Definition 1 (Logistic Loss:) \[\mathrm{loss}_\text{log}\qty(\va x^{(i)}, y^{(i)};\va\theta)=\log\qty(1+e^{-y^{(i)}\va\theta\cdot\va x})\]

This loss is: - continuous - Differentiable, and - Convex

So, we can use SGD to minimize it.

SGD Update Rule

\[ \begin{aligned} \grad_{\va\theta}\log\qty(1+e^{-y^{(i)}\va\theta\cdot\va x^{(i)}})&=\dfrac{1}{1+e^{-y^{(i)}\va\theta\cdot\va x^{(i)}}}\qty(e^{-y^{(i)}\va\theta\cdot\va x^{(i)}})\grad_{\va\theta}\qty(-y^{(i)}\va\theta\cdot\va x^{(i)})\\ &=\dfrac{1}{e^{y^{(i)}\va\theta\cdot\va x^{(i)}}+1}\qty(-y^{(i)}\va x^{(i)})\\ &=\sigma\qty(-y^{(i)}\va\theta\cdot\va x^{(i)})\qty(-y^{(i)}\va x^{(i)})\\ &=-y^{(i)}\va x^{(i)}\qty(1-\sigma(y^{(i)}\va\theta\cdot\va x^{(i)})). \end{aligned} \]

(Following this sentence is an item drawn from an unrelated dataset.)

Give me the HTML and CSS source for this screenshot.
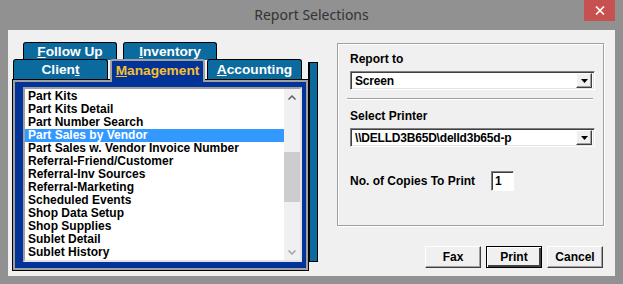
FILE: index.html
```html
<!DOCTYPE html>
<html lang="en">
<head>
  <meta charset="UTF-8" />
  <title>Report Selections</title>
  <link rel="stylesheet" href="styles.css">
</head>
<body>
  <div class="window">
    <div class="titlebar">
      <span class="title">Report Selections</span>
      <button class="close" title="Close">
        <svg width="10" height="9" viewBox="0 0 10 9"><path d="M1 0.5 L9 8.5 M9 0.5 L1 8.5" stroke="#fff" stroke-width="1.6"/></svg>
      </button>
    </div>

    <div class="client">
      <div class="tabs">
        <div class="tabs-col">
          <div class="tab-row back">
            <div class="tab"><u>F</u>ollow Up</div>
            <div class="tab"><u>I</u>nventory</div>
          </div>
          <div class="tab-row front">
            <div class="tab">Clien<u>t</u></div>
            <div class="tab active"><u>M</u>anagement</div>
            <div class="tab"><u>A</u>ccounting</div>
          </div>
          <div class="panel">
            <div class="listbox">
              <ul class="items">
                <li>Part Kits</li>
                <li>Part Kits Detail</li>
                <li>Part Number Search</li>
                <li class="selected">Part Sales by Vendor</li>
                <li>Part Sales w. Vendor Invoice Number</li>
                <li>Referral-Friend/Customer</li>
                <li>Referral-Inv Sources</li>
                <li>Referral-Marketing</li>
                <li>Scheduled Events</li>
                <li>Shop Data Setup</li>
                <li>Shop Supplies</li>
                <li>Sublet Detail</li>
                <li>Sublet History</li>
              </ul>
              <div class="scrollbar">
                <div class="arrow up">
                  <svg width="8" height="5" viewBox="0 0 8 5"><path d="M0.5 4.5 L4 1 L7.5 4.5" fill="none" stroke="#606060" stroke-width="1.5"/></svg>
                </div>
                <div class="thumb"></div>
                <div class="arrow down">
                  <svg width="8" height="5" viewBox="0 0 8 5"><path d="M0.5 0.5 L4 4 L7.5 0.5" fill="none" stroke="#a3a3a3" stroke-width="1.5"/></svg>
                </div>
              </div>
            </div>
          </div>
        </div>
        <div class="edge"></div>
      </div>

      <div class="side">
        <div class="group">
          <div class="label">Report to</div>
          <div class="combo">
            <span class="value">Screen</span>
            <span class="drop"><svg width="7" height="4" viewBox="0 0 7 4"><path d="M0 0 H7 L3.5 4 Z" fill="#000"/></svg></span>
          </div>
          <div class="separator"></div>
          <div class="label">Select Printer</div>
          <div class="combo">
            <span class="value">\\DELLD3B65D\delld3b65d-p</span>
            <span class="drop"><svg width="7" height="4" viewBox="0 0 7 4"><path d="M0 0 H7 L3.5 4 Z" fill="#000"/></svg></span>
          </div>
          <div class="copies">
            <span class="label">No. of Copies To Print</span>
            <span class="field">1</span>
          </div>
        </div>
        <div class="buttons">
          <button class="btn">Fax</button>
          <button class="btn default">Print</button>
          <button class="btn">Cancel</button>
        </div>
      </div>
    </div>
  </div>
</body>
</html>
```

FILE: styles.css
```css
:root {
  --frame: #919191;
  --face: #f0f0f0;
  --teal: #0b6a9e;
  --navy: #023399;
  --bevel: #a0a0a0;
}

body {
  margin: 0;
  background: var(--frame);
  font-family: 'Liberation Sans', Arial, sans-serif;
}

.window {
  width: 623px;
  height: 284px;
  display: flex;
  flex-direction: column;
}

/* title bar */
.titlebar {
  height: 30px;
  position: relative;
  display: flex;
  justify-content: center;
  align-items: center;
}

.title {
  font-family: 'Noto Sans', sans-serif;
  font-size: 14px;
  color: #333;
  margin-top: -2px;
}

.close {
  position: absolute;
  top: 0;
  right: 8px;
  width: 31px;
  height: 21px;
  border: none;
  padding: 0;
  background: #c75050;
  display: flex;
  justify-content: center;
  align-items: center;
}

/* client area */
.client {
  flex: 1;
  margin: 0 8px 8px;
  background: var(--face);
  display: flex;
  padding: 12px 0 0 5px;
  box-sizing: border-box;
}

.tabs {
  display: flex;
}

.tabs-col {
  width: 295px;
  display: flex;
  flex-direction: column;
}

.tab-row {
  display: flex;
}

.tab {
  box-sizing: border-box;
  background: var(--teal);
  color: #fff;
  font-weight: bold;
  font-size: 13.7px;
  text-align: center;
  border: 1px solid #000;
  border-bottom: none;
  border-radius: 3px 3px 0 0;
}

.tab-row.back {
  height: 17px;
  padding-left: 10px;
  gap: 6px;
}

.tab-row.back .tab {
  width: 94px;
  height: 18px;
  line-height: 17px;
}

.tab-row.front {
  height: 21px;
  gap: 2px;
}

.tab-row.front .tab {
  width: 95px;
  line-height: 18px;
  padding-top: 1px;
}

.tab-row.front .tab.active {
  position: relative;
  z-index: 1;
  background: var(--navy);
  color: #f6c02c;
  border: 2px solid var(--bevel);
  border-bottom: none;
  height: 23px;
  line-height: 17px;
}

.panel {
  height: 190px;
  box-sizing: border-box;
  background: var(--navy);
  border: 2px solid var(--bevel);
  box-shadow: 0 0 0 1px #000;
  padding: 5px 4px 6px 8px;
}

.listbox {
  height: 100%;
  box-sizing: border-box;
  background: #fff;
  border: 2px solid;
  border-color: var(--bevel) #e3e3e3 #e3e3e3 var(--bevel);
  display: flex;
}

.items {
  list-style: none;
  margin: 0;
  padding: 1px 0 0;
  flex: 1;
}

.items li {
  height: 13px;
  line-height: 13px;
  padding-left: 3px;
  font-size: 12px;
  font-weight: bold;
  color: #000;
  white-space: nowrap;
}

.items li.selected {
  background: #3399ff;
  color: #fff;
}

.scrollbar {
  width: 16px;
  background: var(--face);
  display: flex;
  flex-direction: column;
}

.arrow {
  height: 16px;
  display: flex;
  justify-content: center;
  align-items: center;
}

.thumb {
  height: 50px;
  margin-top: 47px;
  background: #cdcdcd;
}

.arrow.down {
  margin-top: auto;
}

.edge {
  width: 10px;
  height: 200px;
  margin-top: 20px;
  box-sizing: border-box;
  background: var(--teal);
  border: 1px solid #000;
  border-left: 2px solid #000;
}

/* right side */
.side {
  margin-left: 19px;
  padding-top: 1px;
  display: flex;
  flex-direction: column;
}

.group {
  width: 267px;
  height: 183px;
  box-sizing: border-box;
  border: 1px solid var(--bevel);
  box-shadow: inset 1px 1px #fff, 1px 1px #fff;
  padding: 8px 8px 0 12px;
}

.label {
  font-size: 12px;
  font-weight: bold;
  line-height: 14px;
  color: #000;
}

.combo {
  height: 19px;
  margin: 5px 0 0 0;
  box-sizing: border-box;
  background: #fff;
  border: 1px solid;
  border-color: #808080 #fff #fff #808080;
  box-shadow: inset 1px 1px #404040, inset -1px -1px #e3e3e3;
  display: flex;
  align-items: center;
  padding: 0 2px 0 4px;
}

.combo .value {
  flex: 1;
  font-size: 12px;
  font-weight: bold;
  letter-spacing: -0.2px;
}

.drop {
  width: 16px;
  height: 15px;
  box-sizing: border-box;
  background: var(--face);
  border: 1px solid;
  border-color: #fff #404040 #404040 #fff;
  box-shadow: inset -1px -1px #a0a0a0;
  display: flex;
  justify-content: center;
  align-items: center;
}

.separator {
  height: 1px;
  margin: 8px 2px 0 -3px;
  background: var(--bevel);
  border-bottom: 1px solid #fff;
}

.separator + .label {
  margin-top: 9px;
}

.combo + .copies {
  margin-top: 24px;
}

.copies {
  display: flex;
  align-items: center;
}

.copies .label {
  width: 141px;
}

.field {
  width: 23px;
  height: 20px;
  box-sizing: border-box;
  background: #fff;
  border: 1px solid;
  border-color: #808080 #fff #fff #808080;
  box-shadow: inset 1px 1px #404040;
  font-size: 12px;
  font-weight: bold;
  line-height: 18px;
  padding-left: 3px;
}

.buttons {
  display: flex;
  justify-content: flex-end;
  gap: 5px;
  margin-top: 20px;
  padding-right: 1px;
}

.btn {
  width: 56px;
  height: 22px;
  box-sizing: border-box;
  padding: 0;
  background: var(--face);
  border: 1px solid;
  border-color: #fff #404040 #404040 #fff;
  box-shadow: inset -1px -1px #a0a0a0;
  font-family: 'Liberation Sans', Arial, sans-serif;
  font-size: 12px;
  font-weight: bold;
  color: #000;
}

.btn.default {
  border: 1px solid #000;
  box-shadow: inset 1px 1px #fff, inset -2px -2px #404040;
}
```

So, the update rule is: \[ \begin{aligned} \va\theta^{(k+1)}&=\va\theta^{(k)}-\eta_k\eval{\qty[-y^{(i)}\va x^{(i)}\qty(1-\sigma(y^{(i)}\va\theta\cdot\va x^{(i)}))]}_{\va\theta=\va\theta^{(k)}}\\ &=\va\theta^{(k)}+\eta_ky^{(i)}\va x^{(i)}\qty(1-\sigma(y^{(i)}\va\theta^{(k)}\cdot\va x^{(i)})) \end{aligned} \]

There’s no closed-form solution for logistic regression in general case. However, since the empirical risk function is convex, \(\exists\) unique global minimum. When there are linearly dependent (redundant) feature, there are infinitely many equally good local minima.
If the data is linear separable, \(\|\va\theta\|=\infty\) is bad. So, we need to add regularization.